» **Exercise description**: Find each line with "index" and copy it.

» **Information supplied**:

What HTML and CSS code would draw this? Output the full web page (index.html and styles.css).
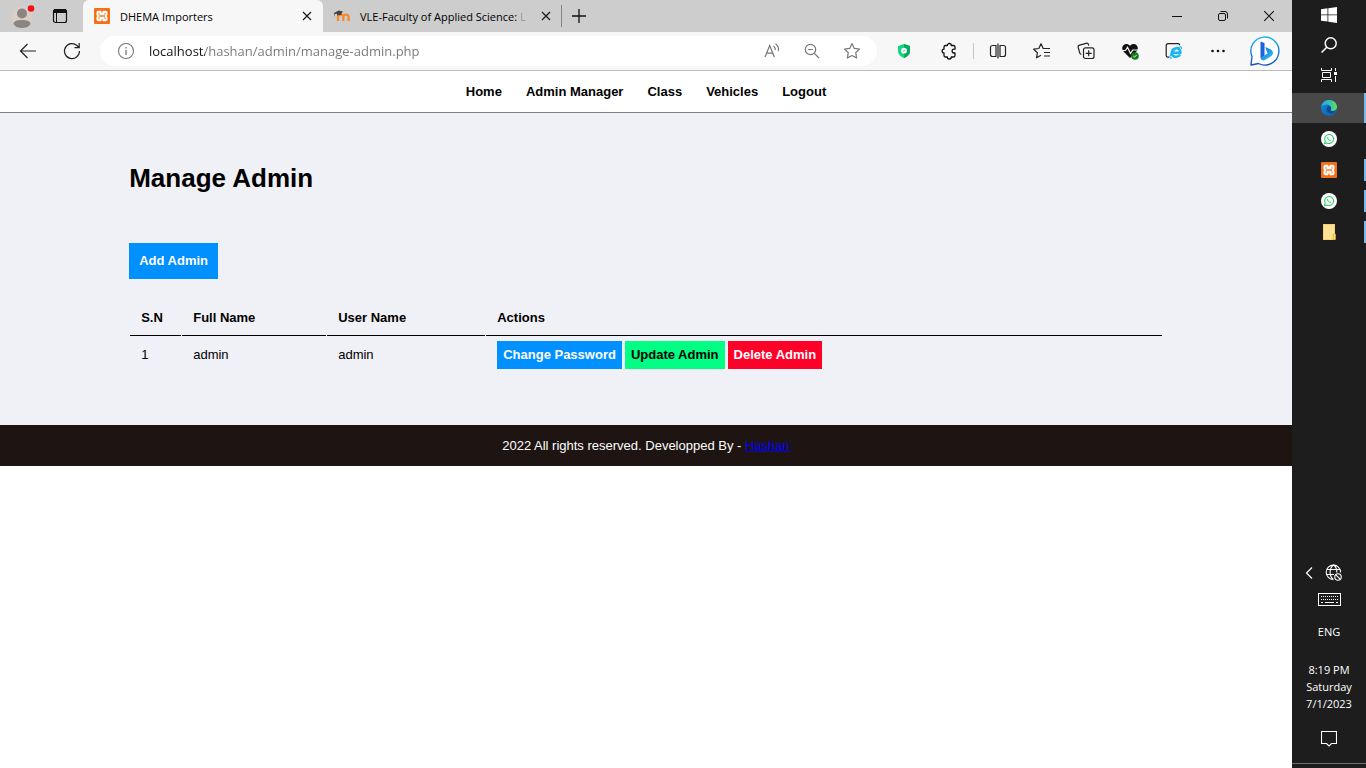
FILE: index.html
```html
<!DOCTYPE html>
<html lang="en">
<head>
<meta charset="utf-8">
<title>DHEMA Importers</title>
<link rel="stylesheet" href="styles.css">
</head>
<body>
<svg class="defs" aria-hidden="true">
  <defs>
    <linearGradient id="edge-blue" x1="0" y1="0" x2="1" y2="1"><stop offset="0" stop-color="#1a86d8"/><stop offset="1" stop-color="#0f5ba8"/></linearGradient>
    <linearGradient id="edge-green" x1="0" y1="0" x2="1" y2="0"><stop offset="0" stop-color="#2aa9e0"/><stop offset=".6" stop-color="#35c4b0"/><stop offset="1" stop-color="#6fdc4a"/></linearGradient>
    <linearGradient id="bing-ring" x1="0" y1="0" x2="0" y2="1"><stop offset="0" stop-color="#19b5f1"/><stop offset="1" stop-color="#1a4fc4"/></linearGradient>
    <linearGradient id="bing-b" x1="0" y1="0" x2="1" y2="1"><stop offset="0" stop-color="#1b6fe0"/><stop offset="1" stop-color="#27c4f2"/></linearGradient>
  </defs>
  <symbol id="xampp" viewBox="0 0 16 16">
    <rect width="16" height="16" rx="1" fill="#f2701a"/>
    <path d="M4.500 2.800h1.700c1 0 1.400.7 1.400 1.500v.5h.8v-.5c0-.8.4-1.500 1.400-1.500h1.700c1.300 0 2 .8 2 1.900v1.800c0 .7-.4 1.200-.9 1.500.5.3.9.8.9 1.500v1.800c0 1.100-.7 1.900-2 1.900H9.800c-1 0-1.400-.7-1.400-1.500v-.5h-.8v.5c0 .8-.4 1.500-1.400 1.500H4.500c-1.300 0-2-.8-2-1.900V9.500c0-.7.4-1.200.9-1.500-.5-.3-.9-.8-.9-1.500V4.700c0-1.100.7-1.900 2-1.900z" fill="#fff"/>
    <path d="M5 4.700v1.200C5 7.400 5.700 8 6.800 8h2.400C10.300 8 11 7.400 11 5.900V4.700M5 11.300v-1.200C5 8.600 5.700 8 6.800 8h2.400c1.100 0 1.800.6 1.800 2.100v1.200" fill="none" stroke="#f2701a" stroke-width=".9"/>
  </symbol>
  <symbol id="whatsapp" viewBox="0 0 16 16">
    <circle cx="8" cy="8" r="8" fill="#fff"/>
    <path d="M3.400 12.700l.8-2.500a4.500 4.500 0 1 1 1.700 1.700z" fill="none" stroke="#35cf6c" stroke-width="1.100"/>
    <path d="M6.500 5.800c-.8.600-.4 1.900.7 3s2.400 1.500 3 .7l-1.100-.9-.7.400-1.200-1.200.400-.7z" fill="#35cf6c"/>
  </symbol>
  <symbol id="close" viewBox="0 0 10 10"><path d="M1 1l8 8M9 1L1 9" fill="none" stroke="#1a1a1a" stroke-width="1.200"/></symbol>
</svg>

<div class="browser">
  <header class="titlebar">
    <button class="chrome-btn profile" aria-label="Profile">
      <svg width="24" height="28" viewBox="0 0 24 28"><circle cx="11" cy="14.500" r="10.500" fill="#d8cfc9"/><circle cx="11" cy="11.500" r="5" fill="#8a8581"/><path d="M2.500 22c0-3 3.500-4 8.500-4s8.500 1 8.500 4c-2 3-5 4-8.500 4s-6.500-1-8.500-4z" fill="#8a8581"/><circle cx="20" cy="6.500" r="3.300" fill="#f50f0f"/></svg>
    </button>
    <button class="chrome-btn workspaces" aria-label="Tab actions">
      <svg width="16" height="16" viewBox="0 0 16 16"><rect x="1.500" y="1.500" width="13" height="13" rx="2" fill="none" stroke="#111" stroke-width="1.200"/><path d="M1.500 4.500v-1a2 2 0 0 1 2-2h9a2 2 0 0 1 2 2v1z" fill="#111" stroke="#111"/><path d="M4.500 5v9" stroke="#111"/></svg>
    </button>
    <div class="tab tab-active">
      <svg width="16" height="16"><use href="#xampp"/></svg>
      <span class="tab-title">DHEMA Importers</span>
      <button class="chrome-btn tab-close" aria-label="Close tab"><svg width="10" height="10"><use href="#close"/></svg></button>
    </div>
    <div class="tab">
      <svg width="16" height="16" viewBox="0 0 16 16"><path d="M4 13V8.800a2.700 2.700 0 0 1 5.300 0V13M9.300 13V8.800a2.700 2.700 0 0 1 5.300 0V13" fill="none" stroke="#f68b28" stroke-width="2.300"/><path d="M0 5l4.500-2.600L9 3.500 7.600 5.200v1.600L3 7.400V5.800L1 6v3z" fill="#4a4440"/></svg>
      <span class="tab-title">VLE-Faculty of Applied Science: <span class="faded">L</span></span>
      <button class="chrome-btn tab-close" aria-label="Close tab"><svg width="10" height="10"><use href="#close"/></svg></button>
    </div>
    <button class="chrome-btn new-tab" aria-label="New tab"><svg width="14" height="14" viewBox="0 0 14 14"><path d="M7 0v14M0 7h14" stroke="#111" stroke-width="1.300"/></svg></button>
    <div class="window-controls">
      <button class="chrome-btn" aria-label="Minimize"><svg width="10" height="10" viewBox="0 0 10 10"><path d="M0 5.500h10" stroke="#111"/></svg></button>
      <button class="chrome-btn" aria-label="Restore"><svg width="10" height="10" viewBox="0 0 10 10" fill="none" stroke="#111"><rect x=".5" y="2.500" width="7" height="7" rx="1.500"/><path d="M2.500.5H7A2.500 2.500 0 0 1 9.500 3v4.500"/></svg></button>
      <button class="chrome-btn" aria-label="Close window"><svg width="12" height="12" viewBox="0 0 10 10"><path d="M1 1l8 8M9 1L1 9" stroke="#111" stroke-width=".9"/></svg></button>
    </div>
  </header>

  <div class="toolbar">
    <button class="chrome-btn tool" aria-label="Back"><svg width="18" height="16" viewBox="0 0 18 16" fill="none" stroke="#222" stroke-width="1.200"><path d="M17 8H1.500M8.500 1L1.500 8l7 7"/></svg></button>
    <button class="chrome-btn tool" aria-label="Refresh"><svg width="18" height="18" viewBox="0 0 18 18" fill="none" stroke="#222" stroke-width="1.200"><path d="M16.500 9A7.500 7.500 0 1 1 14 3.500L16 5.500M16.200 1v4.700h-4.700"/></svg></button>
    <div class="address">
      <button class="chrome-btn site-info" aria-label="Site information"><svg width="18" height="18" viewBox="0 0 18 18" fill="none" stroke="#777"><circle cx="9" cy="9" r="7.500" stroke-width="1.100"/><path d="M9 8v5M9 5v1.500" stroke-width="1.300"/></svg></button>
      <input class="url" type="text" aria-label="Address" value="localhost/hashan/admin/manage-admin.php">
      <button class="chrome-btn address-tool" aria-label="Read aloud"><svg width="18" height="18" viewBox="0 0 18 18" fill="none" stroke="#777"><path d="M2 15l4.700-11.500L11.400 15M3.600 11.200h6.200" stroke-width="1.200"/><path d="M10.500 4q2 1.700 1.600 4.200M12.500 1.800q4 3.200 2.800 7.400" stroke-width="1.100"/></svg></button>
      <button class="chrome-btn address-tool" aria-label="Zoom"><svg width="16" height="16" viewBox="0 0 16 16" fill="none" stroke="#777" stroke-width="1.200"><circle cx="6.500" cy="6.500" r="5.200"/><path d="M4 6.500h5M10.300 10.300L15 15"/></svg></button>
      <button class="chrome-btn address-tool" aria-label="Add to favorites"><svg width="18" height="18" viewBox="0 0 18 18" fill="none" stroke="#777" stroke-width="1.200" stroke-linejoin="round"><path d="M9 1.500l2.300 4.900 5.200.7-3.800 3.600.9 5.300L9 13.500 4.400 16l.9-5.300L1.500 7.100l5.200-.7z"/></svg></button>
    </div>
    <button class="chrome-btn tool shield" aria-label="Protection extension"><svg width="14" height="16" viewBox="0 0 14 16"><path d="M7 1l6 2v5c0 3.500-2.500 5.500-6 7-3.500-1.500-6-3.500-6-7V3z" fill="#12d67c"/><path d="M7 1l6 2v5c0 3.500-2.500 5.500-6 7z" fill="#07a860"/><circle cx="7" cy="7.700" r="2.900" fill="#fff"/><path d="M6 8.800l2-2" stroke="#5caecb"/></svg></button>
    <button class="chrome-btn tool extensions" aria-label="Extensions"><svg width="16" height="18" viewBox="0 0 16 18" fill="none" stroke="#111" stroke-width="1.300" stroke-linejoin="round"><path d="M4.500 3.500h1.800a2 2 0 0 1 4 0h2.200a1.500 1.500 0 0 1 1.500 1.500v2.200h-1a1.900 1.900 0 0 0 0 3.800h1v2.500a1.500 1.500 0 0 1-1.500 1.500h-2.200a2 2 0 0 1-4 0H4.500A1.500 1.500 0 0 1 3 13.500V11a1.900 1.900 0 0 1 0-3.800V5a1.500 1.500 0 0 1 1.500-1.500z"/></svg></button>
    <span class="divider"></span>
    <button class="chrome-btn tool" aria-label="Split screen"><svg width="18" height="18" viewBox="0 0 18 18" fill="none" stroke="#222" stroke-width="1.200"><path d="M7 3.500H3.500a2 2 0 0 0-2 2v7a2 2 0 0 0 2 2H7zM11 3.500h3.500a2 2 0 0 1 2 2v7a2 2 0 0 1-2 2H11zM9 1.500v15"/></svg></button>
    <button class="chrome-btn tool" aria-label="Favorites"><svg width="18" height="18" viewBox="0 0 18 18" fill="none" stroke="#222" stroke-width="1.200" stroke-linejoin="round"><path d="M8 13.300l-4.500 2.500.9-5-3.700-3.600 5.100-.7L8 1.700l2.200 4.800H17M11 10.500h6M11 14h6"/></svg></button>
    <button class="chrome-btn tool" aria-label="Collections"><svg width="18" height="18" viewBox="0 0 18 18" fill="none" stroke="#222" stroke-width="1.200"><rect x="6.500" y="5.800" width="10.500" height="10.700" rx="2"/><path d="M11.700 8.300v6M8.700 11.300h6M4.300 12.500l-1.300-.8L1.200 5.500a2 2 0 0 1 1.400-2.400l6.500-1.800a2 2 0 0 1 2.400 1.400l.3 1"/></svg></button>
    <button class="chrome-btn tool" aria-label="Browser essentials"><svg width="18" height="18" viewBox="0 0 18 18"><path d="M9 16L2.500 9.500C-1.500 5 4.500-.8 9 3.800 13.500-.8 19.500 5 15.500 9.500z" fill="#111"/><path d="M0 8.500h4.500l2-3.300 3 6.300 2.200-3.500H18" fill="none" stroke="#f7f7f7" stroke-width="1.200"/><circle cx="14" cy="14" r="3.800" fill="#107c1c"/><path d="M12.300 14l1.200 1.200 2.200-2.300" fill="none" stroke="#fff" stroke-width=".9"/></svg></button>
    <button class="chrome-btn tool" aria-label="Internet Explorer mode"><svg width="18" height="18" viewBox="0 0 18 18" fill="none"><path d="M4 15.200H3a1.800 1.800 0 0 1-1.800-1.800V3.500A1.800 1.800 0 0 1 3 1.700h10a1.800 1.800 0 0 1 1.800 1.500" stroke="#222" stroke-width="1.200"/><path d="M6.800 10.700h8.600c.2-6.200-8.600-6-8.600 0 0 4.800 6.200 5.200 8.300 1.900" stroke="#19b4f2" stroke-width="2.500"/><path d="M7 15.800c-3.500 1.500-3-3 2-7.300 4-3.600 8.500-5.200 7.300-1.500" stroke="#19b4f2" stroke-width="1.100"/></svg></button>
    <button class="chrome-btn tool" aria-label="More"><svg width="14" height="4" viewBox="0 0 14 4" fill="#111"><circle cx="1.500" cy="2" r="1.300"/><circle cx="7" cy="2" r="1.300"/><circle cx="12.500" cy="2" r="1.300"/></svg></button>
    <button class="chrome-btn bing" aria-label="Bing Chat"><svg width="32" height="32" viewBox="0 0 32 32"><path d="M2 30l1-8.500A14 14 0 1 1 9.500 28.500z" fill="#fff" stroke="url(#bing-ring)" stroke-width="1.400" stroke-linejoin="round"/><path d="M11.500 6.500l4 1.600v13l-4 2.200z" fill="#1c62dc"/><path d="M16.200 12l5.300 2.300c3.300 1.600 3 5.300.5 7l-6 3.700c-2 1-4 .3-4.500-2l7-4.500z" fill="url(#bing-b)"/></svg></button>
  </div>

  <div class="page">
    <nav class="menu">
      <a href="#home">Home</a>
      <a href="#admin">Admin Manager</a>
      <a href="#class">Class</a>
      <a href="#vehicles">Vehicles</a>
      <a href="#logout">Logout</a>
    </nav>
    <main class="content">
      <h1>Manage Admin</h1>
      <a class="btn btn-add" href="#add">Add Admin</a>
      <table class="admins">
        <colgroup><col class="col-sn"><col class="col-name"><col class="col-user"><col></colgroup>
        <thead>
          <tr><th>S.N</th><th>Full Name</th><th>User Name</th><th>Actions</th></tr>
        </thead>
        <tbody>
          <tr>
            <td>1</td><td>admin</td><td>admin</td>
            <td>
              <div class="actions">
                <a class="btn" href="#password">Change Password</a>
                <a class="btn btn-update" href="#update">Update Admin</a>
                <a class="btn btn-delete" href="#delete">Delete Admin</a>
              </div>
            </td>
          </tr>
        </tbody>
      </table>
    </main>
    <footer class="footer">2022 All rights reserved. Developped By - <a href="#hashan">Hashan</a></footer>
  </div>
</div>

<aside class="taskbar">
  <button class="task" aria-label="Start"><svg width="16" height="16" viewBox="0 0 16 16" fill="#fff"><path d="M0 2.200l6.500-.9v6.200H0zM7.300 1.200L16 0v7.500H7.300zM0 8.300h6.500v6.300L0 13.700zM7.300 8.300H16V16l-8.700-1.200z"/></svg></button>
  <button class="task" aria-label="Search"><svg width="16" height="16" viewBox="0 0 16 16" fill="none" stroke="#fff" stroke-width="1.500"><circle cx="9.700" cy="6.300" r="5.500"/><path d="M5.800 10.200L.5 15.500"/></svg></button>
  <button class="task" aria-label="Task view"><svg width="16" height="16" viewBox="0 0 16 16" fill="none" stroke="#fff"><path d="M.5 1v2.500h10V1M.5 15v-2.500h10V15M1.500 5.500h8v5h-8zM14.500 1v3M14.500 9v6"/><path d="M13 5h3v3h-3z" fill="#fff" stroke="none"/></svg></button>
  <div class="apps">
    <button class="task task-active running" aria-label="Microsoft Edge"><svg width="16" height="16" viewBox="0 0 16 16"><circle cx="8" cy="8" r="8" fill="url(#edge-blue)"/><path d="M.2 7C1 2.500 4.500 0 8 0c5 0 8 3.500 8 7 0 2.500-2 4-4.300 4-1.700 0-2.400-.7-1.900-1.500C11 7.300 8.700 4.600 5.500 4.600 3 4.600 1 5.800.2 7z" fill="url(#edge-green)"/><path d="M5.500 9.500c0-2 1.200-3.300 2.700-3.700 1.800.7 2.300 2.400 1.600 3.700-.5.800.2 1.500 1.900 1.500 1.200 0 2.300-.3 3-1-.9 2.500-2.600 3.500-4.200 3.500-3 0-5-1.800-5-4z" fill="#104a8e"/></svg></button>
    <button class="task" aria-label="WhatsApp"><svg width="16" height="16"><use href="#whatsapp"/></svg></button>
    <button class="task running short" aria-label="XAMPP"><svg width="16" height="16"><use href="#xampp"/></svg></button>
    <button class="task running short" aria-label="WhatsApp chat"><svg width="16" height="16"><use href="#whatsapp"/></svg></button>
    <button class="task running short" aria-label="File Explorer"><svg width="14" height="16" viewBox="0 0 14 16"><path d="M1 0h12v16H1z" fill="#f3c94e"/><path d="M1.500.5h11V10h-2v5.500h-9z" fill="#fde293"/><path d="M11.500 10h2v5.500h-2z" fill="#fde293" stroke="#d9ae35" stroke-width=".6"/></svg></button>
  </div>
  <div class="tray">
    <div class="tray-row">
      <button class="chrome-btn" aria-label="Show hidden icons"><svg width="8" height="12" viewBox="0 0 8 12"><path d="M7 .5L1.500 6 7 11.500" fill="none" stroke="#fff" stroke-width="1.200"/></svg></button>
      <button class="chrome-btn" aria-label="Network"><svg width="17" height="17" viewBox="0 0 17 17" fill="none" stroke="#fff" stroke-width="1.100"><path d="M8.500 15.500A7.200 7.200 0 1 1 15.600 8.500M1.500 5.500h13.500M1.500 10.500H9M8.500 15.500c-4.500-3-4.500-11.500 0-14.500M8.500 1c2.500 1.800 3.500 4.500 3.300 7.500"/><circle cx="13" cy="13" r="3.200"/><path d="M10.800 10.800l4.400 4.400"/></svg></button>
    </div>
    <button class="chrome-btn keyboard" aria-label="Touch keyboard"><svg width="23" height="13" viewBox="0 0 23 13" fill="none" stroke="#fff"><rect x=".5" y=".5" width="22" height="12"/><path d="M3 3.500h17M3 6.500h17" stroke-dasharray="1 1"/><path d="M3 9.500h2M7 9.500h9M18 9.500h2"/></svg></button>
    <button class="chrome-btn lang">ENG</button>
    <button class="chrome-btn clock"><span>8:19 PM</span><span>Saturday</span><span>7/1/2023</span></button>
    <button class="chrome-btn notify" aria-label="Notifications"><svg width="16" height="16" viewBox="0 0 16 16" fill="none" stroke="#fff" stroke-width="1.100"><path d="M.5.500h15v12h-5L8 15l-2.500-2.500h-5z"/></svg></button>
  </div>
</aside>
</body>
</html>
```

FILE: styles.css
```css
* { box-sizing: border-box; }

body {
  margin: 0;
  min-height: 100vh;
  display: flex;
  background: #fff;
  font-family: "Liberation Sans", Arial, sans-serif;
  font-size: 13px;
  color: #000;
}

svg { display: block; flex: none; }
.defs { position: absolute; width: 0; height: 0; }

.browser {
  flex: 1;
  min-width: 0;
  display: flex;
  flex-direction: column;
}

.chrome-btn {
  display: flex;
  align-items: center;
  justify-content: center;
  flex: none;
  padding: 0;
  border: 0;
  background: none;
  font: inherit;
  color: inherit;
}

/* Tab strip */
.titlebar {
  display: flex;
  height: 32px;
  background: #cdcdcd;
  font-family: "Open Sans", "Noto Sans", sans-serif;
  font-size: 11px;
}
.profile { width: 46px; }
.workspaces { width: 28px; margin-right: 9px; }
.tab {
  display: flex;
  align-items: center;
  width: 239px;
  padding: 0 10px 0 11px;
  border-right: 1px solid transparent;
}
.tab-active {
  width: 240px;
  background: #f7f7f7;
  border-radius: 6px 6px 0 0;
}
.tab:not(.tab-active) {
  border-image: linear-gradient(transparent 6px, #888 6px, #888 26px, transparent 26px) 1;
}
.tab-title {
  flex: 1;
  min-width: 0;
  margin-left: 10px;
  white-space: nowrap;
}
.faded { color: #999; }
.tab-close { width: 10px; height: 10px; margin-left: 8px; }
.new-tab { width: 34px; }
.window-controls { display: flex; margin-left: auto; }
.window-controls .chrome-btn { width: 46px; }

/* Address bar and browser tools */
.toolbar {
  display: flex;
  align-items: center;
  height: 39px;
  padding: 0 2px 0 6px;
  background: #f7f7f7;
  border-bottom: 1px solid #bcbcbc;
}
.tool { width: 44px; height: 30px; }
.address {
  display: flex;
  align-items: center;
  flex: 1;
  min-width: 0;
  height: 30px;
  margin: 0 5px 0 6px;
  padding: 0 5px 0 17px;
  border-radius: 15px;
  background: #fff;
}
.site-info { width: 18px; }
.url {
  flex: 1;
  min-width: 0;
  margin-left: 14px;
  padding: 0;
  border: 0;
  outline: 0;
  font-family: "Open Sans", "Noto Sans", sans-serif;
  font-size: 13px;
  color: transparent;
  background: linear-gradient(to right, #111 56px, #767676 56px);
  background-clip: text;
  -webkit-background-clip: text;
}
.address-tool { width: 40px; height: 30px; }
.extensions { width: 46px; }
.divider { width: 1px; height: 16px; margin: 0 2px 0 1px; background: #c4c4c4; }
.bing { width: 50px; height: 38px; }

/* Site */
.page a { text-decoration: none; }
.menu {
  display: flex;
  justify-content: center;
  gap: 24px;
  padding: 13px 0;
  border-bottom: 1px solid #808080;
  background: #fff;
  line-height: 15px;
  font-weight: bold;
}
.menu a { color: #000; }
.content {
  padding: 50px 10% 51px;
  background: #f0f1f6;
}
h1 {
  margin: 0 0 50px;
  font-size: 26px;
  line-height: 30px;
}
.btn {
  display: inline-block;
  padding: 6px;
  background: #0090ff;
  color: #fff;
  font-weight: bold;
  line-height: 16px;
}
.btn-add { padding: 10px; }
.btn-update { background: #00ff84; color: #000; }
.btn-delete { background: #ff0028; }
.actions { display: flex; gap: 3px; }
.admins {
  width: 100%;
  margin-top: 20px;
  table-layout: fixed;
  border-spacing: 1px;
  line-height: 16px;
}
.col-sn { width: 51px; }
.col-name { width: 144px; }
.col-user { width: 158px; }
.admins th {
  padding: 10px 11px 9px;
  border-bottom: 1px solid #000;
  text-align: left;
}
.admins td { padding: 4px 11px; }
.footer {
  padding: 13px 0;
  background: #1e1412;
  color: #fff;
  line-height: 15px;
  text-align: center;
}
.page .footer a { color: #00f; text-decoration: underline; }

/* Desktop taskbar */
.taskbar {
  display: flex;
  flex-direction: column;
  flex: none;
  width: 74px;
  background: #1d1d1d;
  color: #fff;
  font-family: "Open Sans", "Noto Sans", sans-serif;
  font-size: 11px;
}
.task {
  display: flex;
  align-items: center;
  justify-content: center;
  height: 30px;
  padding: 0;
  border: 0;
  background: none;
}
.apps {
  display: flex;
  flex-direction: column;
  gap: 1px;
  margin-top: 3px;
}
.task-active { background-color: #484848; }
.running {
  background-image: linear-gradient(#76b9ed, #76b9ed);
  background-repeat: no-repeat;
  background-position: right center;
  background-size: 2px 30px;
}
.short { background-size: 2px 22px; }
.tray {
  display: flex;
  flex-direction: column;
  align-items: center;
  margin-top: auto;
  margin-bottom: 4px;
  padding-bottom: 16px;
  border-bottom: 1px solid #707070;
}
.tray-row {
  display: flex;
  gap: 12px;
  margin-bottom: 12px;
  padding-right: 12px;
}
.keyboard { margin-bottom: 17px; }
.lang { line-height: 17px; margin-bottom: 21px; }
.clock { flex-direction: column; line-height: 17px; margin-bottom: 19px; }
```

» **Full output**:
What HTML and CSS code would draw this? Output the full web page (index.html and styles.css).
FILE: index.html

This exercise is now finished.